WHAT TO PRODUCE
Give only the number of lines in the records below that contain the word "styled".

MATERIAL SUPPLIED
⁂
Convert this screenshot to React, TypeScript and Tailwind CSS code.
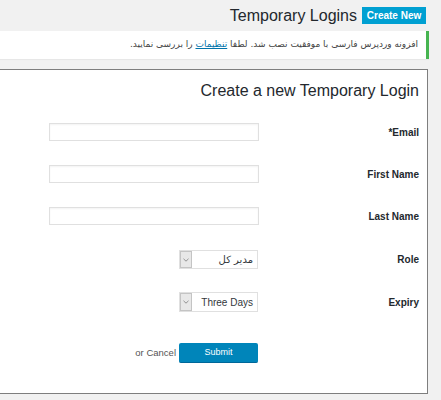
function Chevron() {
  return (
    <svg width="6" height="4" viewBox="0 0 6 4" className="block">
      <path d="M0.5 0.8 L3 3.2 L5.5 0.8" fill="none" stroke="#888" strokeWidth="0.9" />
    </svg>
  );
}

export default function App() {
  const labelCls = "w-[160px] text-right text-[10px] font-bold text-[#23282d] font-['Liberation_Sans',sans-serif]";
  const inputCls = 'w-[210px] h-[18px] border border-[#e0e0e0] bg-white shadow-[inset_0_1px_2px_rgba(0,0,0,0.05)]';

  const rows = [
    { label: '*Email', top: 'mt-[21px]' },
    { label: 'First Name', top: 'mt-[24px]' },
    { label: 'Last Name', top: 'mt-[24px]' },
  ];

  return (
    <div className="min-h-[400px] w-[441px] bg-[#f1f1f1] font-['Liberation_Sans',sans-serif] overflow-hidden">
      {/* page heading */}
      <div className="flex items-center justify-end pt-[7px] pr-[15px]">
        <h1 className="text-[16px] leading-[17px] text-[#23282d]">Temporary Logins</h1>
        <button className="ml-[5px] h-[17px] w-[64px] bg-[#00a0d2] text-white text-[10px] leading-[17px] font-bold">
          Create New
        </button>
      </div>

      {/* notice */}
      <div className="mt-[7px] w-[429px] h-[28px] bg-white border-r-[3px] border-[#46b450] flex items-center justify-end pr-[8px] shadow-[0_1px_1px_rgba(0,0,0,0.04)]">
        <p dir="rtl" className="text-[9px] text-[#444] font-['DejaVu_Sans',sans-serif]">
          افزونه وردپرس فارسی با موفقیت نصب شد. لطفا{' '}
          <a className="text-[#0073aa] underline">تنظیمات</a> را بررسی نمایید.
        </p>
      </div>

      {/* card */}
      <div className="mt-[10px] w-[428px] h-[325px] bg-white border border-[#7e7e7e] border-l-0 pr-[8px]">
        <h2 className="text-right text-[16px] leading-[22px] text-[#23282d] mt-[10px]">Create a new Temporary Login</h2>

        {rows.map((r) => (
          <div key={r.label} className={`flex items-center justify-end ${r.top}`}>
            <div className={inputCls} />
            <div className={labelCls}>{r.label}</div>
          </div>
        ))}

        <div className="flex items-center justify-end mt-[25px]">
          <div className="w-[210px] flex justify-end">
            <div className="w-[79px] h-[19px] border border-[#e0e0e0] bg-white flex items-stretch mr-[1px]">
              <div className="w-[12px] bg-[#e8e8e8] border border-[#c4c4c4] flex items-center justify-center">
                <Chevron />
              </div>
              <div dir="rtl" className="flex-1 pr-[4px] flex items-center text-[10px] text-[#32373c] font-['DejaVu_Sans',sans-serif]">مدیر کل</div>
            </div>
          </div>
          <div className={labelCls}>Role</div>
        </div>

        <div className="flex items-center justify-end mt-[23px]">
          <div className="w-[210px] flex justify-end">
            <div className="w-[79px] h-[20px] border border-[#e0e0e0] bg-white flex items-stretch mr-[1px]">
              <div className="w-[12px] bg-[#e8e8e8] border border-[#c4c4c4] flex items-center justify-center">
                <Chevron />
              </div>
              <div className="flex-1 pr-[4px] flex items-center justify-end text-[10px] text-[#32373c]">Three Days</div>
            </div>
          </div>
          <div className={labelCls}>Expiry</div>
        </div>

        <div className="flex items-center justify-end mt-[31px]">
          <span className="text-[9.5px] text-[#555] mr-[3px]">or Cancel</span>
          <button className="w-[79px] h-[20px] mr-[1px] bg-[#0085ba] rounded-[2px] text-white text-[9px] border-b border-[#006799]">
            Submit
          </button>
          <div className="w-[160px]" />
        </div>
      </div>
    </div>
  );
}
⁂
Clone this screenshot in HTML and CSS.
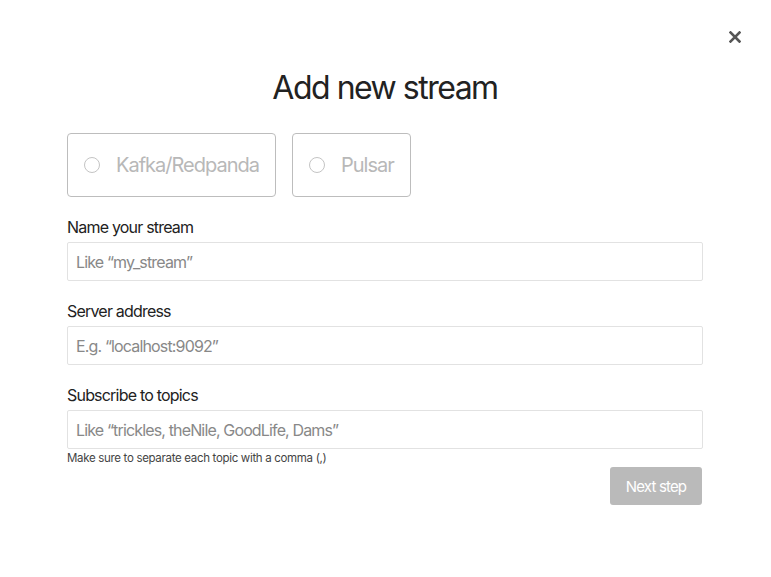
⁂
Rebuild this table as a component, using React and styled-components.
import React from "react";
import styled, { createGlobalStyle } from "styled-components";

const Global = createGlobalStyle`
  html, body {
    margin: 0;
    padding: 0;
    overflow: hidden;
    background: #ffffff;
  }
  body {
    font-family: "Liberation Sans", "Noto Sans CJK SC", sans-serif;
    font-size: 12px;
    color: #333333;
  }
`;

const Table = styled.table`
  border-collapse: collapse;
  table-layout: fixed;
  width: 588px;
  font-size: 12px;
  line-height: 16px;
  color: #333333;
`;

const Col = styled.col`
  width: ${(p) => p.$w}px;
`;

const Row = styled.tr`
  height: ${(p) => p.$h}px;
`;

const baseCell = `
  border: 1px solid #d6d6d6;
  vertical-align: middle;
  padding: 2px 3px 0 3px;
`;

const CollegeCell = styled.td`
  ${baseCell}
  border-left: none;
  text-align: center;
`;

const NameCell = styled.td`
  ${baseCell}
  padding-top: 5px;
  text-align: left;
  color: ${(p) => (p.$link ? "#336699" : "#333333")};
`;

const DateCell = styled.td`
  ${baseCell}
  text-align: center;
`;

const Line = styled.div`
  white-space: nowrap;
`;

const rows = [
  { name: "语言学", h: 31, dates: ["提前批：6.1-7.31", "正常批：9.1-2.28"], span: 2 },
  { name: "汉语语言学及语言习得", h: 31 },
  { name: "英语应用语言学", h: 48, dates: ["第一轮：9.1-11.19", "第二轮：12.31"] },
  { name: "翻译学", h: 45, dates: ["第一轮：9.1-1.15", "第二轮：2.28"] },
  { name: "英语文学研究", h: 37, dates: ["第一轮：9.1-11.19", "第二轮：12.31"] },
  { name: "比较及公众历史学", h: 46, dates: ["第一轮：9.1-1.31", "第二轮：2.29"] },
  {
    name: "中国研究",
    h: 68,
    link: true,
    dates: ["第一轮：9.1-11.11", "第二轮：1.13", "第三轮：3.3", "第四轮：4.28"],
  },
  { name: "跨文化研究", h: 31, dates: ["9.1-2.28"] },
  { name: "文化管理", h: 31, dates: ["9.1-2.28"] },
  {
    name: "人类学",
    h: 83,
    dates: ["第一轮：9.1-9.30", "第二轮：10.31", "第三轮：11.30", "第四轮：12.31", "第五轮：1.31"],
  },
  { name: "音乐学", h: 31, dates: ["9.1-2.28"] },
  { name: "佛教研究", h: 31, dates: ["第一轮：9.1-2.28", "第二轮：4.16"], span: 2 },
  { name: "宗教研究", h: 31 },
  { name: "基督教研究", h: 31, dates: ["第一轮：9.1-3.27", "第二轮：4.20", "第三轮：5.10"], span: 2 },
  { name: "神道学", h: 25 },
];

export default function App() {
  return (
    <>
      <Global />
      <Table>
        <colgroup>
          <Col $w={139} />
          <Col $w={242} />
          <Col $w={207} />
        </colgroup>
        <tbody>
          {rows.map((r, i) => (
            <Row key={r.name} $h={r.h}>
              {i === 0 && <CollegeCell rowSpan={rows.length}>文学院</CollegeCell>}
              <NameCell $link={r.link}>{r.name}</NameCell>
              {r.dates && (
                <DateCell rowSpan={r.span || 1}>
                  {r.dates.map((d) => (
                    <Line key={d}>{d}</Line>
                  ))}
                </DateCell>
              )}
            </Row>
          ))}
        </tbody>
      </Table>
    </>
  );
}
⁂
ANSWER
9